Está, atualmente, em Bonito, cidade serrana no agreste pernambucano, conhecida por suas cachoeiras. Neste cenário, Paulo André roda “O rio” (título provisório), novo filme do cineasta Hilton Lacerda, como protagonista.
Esquecimento
No monólogo autoficcional, Souza surge em cena como um professor. Durante uma aula, ele esquece o próprio nome. Para tentar recuperá-lo, embarca em uma viagem pelo inconsciente, visitando alguns “fantasmas”, pessoas de seu passado, das histórias que o constituíram.

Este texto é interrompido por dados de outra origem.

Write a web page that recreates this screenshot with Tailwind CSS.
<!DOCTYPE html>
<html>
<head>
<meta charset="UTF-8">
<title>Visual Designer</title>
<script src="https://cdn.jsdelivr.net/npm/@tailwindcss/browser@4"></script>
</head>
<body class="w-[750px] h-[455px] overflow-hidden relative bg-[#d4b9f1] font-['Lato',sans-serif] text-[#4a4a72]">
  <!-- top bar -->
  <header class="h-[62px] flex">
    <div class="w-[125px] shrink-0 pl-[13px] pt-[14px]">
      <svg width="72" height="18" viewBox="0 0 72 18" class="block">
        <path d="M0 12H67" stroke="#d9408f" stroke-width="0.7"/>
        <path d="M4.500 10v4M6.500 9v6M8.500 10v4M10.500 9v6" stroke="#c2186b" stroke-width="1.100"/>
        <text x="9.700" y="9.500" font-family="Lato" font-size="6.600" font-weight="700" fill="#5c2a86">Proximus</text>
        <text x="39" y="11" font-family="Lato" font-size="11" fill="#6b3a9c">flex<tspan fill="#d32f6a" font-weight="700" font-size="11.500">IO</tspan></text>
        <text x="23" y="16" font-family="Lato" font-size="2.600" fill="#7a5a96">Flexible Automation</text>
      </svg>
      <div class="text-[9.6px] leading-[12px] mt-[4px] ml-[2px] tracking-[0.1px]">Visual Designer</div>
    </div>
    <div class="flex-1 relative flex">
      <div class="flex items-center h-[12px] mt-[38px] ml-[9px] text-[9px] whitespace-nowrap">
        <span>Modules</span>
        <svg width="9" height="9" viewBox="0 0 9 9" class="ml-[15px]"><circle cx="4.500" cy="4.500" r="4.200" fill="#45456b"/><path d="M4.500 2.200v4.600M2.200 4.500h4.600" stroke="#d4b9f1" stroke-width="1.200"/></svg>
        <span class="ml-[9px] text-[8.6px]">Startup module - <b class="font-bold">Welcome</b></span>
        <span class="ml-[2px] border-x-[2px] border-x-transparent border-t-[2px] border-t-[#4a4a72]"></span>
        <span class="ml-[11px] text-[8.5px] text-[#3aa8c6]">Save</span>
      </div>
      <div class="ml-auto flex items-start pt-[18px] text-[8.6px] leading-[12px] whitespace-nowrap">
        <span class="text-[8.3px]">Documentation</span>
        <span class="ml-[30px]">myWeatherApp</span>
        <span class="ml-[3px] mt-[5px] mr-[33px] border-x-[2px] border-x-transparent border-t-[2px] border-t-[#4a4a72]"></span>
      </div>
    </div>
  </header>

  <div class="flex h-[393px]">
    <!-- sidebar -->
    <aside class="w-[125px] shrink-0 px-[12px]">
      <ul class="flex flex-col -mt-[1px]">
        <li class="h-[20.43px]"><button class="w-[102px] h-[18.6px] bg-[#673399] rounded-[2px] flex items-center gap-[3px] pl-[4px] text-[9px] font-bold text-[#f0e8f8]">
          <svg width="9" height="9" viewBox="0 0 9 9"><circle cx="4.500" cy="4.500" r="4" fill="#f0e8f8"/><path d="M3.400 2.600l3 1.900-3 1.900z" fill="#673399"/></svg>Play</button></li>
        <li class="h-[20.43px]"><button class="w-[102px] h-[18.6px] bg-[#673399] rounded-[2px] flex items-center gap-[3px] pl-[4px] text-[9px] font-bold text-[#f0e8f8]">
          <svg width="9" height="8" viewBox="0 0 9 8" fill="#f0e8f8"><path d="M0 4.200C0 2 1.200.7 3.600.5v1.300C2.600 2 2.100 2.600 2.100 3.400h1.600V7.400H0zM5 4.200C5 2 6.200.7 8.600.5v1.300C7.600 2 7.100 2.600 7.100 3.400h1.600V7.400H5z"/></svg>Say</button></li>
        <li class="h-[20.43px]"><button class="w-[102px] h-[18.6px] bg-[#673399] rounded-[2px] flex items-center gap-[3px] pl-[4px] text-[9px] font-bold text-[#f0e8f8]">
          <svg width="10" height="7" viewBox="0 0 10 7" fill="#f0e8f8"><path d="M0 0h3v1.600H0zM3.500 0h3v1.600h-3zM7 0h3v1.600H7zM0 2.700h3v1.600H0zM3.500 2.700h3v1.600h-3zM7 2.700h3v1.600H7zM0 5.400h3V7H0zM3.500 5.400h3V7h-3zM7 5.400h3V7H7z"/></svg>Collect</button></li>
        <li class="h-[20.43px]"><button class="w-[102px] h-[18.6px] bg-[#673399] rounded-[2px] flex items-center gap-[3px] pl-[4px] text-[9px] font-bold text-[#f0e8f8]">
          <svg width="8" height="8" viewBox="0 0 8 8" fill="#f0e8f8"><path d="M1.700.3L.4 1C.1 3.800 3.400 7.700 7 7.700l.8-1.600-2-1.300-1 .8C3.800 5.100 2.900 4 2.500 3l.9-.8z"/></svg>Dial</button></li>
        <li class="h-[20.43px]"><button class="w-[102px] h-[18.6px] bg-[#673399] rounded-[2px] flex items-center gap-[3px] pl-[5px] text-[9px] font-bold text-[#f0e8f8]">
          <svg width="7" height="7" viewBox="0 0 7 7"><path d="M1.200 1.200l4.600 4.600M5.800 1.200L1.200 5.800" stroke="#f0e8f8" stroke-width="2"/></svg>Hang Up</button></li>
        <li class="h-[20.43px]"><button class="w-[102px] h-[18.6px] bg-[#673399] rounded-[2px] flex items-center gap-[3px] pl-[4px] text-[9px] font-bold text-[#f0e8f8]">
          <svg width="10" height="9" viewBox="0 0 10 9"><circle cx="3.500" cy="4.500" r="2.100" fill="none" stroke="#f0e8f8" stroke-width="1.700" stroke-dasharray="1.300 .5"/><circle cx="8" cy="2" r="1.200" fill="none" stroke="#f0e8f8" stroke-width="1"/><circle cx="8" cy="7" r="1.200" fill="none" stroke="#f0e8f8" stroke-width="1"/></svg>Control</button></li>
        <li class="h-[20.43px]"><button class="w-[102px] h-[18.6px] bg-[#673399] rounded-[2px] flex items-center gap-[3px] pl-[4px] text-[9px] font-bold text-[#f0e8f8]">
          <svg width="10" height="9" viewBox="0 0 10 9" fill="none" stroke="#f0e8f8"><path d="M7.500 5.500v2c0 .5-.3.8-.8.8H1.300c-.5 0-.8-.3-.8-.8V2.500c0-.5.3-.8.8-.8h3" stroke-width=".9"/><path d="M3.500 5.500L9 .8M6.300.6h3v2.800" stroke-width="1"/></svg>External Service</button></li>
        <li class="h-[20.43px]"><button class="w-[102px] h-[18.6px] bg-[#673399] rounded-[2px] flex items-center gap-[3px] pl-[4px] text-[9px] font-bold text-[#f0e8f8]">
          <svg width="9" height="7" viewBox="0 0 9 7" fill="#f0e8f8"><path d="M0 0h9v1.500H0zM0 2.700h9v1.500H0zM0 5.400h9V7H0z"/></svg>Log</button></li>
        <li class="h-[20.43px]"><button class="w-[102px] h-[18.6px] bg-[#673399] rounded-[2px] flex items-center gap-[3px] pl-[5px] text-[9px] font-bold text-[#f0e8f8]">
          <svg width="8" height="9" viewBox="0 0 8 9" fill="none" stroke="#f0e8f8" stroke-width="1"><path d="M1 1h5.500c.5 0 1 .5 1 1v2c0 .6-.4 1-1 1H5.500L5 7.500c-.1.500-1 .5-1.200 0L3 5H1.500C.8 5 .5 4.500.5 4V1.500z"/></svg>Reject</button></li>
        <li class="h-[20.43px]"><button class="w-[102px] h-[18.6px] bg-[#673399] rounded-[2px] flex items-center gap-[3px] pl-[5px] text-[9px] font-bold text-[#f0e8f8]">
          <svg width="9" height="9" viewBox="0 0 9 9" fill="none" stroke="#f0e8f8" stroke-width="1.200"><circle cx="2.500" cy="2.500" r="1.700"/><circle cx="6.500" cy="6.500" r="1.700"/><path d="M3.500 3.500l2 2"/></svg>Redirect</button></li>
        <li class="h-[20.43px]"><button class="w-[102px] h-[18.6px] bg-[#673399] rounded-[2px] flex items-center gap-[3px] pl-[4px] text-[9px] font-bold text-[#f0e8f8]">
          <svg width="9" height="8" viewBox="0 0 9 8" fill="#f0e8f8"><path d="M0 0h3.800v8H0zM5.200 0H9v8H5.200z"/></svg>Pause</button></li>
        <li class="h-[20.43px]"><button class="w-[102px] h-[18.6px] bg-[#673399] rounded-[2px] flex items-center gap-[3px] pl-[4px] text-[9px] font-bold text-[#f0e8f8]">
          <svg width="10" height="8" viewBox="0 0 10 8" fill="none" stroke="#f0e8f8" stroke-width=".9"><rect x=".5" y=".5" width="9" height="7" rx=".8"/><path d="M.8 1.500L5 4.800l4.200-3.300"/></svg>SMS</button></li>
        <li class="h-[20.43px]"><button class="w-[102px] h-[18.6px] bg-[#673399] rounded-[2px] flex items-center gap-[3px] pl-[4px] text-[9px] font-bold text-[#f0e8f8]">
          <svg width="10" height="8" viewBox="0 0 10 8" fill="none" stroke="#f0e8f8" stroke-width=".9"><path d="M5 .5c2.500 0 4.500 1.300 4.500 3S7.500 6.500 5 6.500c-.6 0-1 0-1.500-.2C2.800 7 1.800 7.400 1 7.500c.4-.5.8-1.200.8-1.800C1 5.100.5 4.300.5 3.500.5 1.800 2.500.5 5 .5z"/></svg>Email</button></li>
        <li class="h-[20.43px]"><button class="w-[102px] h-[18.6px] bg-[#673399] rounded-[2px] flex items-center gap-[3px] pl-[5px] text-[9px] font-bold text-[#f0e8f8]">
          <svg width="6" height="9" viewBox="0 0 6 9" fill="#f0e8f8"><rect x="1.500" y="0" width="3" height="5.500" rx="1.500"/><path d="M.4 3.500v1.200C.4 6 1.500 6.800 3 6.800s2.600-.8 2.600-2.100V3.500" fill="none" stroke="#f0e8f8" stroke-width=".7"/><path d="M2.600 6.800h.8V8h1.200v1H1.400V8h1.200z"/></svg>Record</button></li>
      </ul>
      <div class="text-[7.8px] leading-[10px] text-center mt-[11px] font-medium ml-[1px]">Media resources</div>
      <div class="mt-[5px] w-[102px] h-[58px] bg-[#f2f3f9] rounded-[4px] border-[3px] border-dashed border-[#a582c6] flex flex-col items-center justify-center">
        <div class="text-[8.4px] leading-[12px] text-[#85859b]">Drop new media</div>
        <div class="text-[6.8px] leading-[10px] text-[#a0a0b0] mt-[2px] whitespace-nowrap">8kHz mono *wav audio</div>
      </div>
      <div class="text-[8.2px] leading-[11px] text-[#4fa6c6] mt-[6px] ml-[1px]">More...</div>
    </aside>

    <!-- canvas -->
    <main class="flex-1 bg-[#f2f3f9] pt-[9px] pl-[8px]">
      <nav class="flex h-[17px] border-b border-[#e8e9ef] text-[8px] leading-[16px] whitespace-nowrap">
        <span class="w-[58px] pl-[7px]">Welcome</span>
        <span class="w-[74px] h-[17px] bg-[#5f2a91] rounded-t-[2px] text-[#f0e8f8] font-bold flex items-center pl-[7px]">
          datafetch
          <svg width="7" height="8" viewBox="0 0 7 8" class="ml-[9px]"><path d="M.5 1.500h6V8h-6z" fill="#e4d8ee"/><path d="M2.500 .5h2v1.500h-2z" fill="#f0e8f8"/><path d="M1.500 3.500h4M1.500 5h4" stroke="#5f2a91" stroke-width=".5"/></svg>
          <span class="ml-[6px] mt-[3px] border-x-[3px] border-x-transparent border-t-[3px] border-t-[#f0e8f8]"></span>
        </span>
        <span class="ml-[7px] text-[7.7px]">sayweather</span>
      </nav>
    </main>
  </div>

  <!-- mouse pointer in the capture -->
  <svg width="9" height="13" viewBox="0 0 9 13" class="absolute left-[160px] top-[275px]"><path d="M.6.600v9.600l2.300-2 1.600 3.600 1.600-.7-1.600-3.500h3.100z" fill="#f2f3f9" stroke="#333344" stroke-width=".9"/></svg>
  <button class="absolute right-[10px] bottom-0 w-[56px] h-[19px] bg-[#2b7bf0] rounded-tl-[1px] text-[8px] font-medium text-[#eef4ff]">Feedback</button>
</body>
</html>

Souza nasceu no bairro Industrial, em Contagem, onde sua família se radicou, ao chegar à Região Metropolitana, vinda do interior. “Meus últimos espetáculos [‘O maior trem do mundo’ e ‘Os terrestres’, de 2023 e 2024, respectivamente] falam do interior de Minas Gerais de modos bem distintos. Mas o que acontece quando a gente sai do interior e vai viver nas grandes cidades?”
Foi a partir dessa pergunta que ele começou a pensar na dramaturgia. “São famílias [como a dele] que vivem uma vida em torno de indústrias estrangeiras. Então, a peça adentra em questões do colonialismo, de pessoas que dedicam a vida ao interesse estrangeiro. Ou seja, a história é sempre recolonizada. Falo disso sob a perspectiva doméstica.”
Para a escrita, Souza comenta que a obra do argentino Jorge Luis Borges foi a principal referência. “As histórias estão na peça de um jeito bem onírico, labiríntico. Há cenas estranhas, em que não se sabe se é sonho ou realidade.”
Jantar
A partir do professor, Souza encarna vários personagens. Em uma das cenas, uma família recebe o patrão – um japonês dono da fábrica onde trabalham – para jantar. “É uma cena ao mesmo tempo engraçada e estranha, pois a família fica tentando agradá-lo. No fundo, isso caracteriza uma grande violência que cidades industriais vivem”, comenta Souza. Nesse momento, ele interpreta três personagens ao mesmo tempo.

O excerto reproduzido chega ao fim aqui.